I've not read all of this thread. Some of you know I'm a big Focal fan. I've chosen the Chora 806 to hold onto as a reference despite all the other more expensive speakers I've tested.
But to address the original post, the funny thing is that when I listened to the Grand Utopias at Focal's HQ in their main listening room, they weren't even my favorite speakers I heard there =]
It was only for a few minutes and I didn't get to play the music myself, so it may not mean much, but nonetheless my raw reaction was basically "Impressive! Sounds big! Dynamics! Clarity!" But it wasn't a revelatory experience. The session was too short to have any definitive opinions, but I remember being more enthusiastic about the Kanta surround setup they had in a home theater room.
(Pics or it didn't happen):
View attachment 89895Don't get me wrong. They were very impressive, for sure, but I remember thinking they maybe sounded a bit
too big. That could've just been a combination of room/song/speaker interaction. I didn't get to choose the songs, and the listening session was brief.
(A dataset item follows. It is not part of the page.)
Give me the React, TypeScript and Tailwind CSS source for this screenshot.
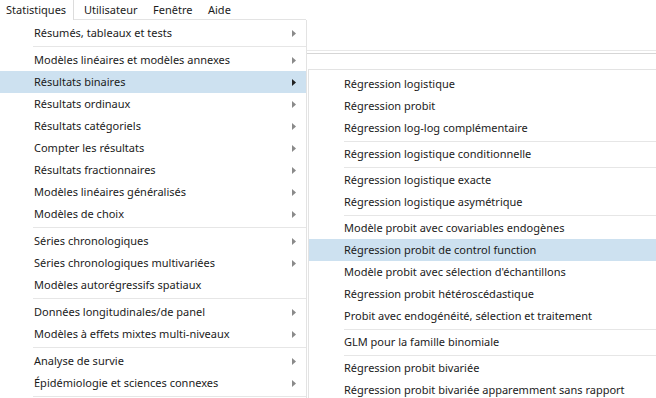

The real issue was that I could clearly hear the room nodes in one of the tracks they played (Beyonce's Partition, a song I use for testing every speaker I review. It starts with a massive bass sweep). That last one was a particular sore spot, perhaps because as much as I tried to tame my expectations, I nonetheless was hoping for something near absolute perfection from the price.
Unfortunately, such an obviously audible flaw will quickly make any speaker fall short of perfection compared to one that deals with the issue head-on. The fact that so few hi-fi companies attempt to 'fix' the low-end room interaction immediately disqualifies many from being "best" in my book. Perhaps this is less of an issue for audiophiles who largely listen to acoustic music, but I listen to too much bassy music for that to be acceptable on the high end.
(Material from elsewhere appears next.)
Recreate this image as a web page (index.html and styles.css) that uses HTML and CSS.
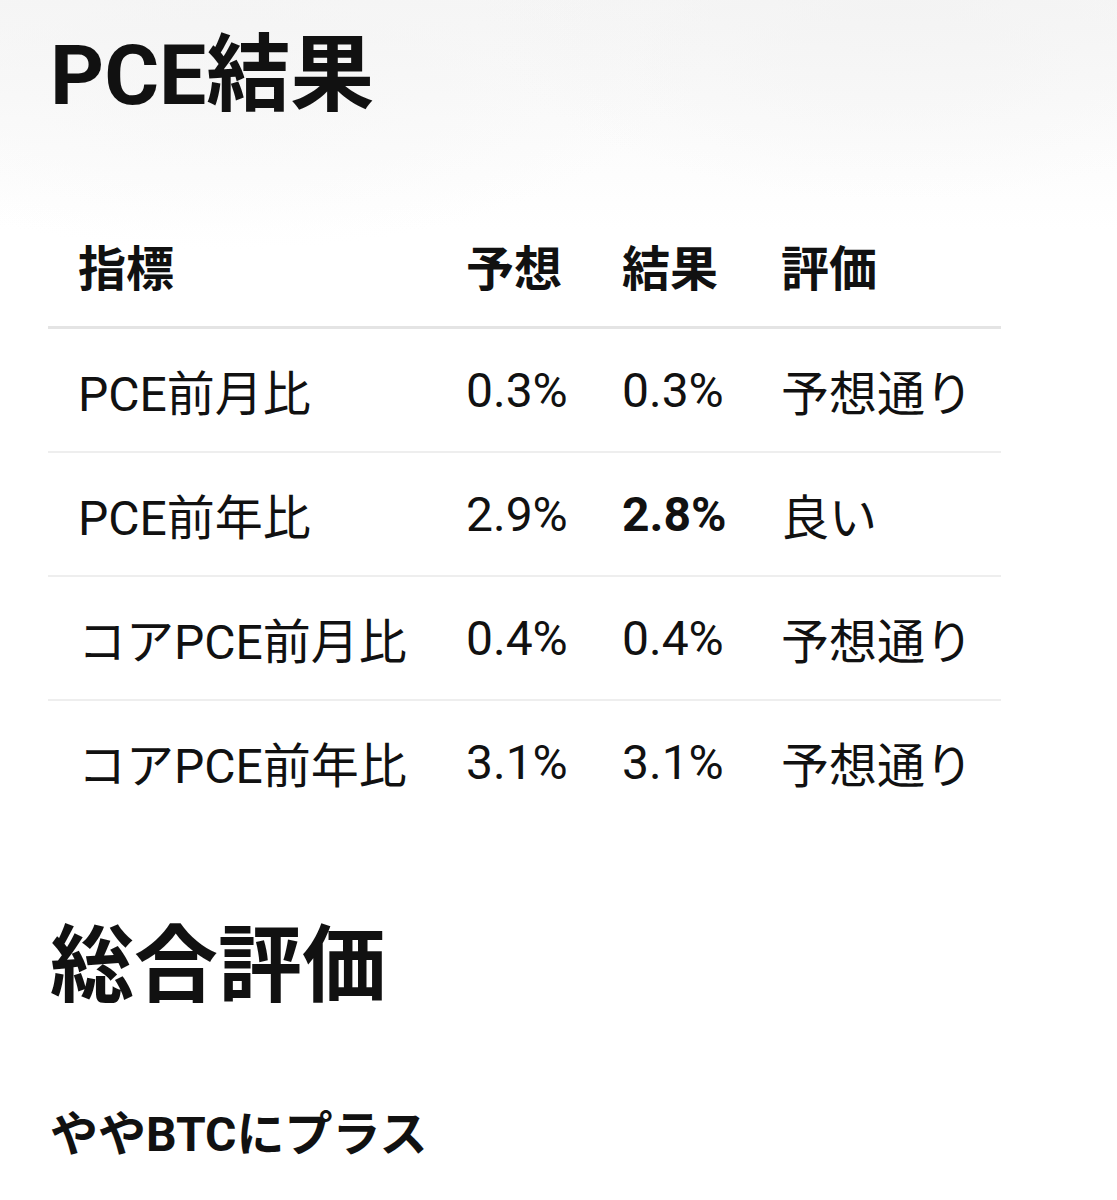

You might think "sure, but what if you did use room correction? Would they be the best?" Who knows, maybe, wouldn't know until I got them in my room (Focal actually offered a while back.... but no way these would've made sense in my apartment lol). The measurements I've seen of the Utopia series don't seem particularly amazing, but there are pretty much no measurements I've seen that are done as extensively as I'd like.
Personally, I believe the user experience is part of what makes a speaker "best," -- does the manufacturer guide you towards optimizing sound? Any time I'm required to optimize the sound beyond the manufacturer's explicit intent, to optimize the sound, I consider that a flaw. If I need to add subs, that's a flaw. If I need to do room correction and the manufacturer doesn't provide a way for me to do that, that's a flaw. Once I need to "tweak" things, I am no longer really hearing the speaker as intended -- I'm hearing a setup partially of my own design.
To me the best speakers I've heard so far, completely on their own merit, are the D&D 8C. The cardioid directivity already helps minimize room interaction, and I believe the fact that room correction -- for that last bit of optimization -- is an integral part of the setup experience makes them superior to many traditional hi-fi speakers. Plug them in, do what D&D tells you to do in terms of setting distances to your wall and optionally using REW, and you have truly spectacular sound as part of the user experience.
Sure, I might prefer other speakers once I do room correction and throw in a couple of pairs of subs, but unless that's being sold as a package experience, it's not really "better."
That long spiel aside, you could make the argument the Revel salon2 are the best speakers in the world, since they are the only ones, to my knowledge, whose performance as the "best" has been evidenced to some degree by double-blind testing. If one could consider double-blind testing a sort of Speaker Olympics, then it would seem the Salon2 are the reigning champ. They're the only speaker I know of with such "verified" performance.
Of course, we have to take Harman's word for it, but I've always been hoping another manufacturer would publish their own DBT results against the Salon2. Seems like an easy enough thing to set up if you wanted to prove your chops.
EDIT: And obviously I'm talking mostly from the perspective of sound quality. Once you factor in design and cabinet work, prestige, etc, it's a whole nother ballgame.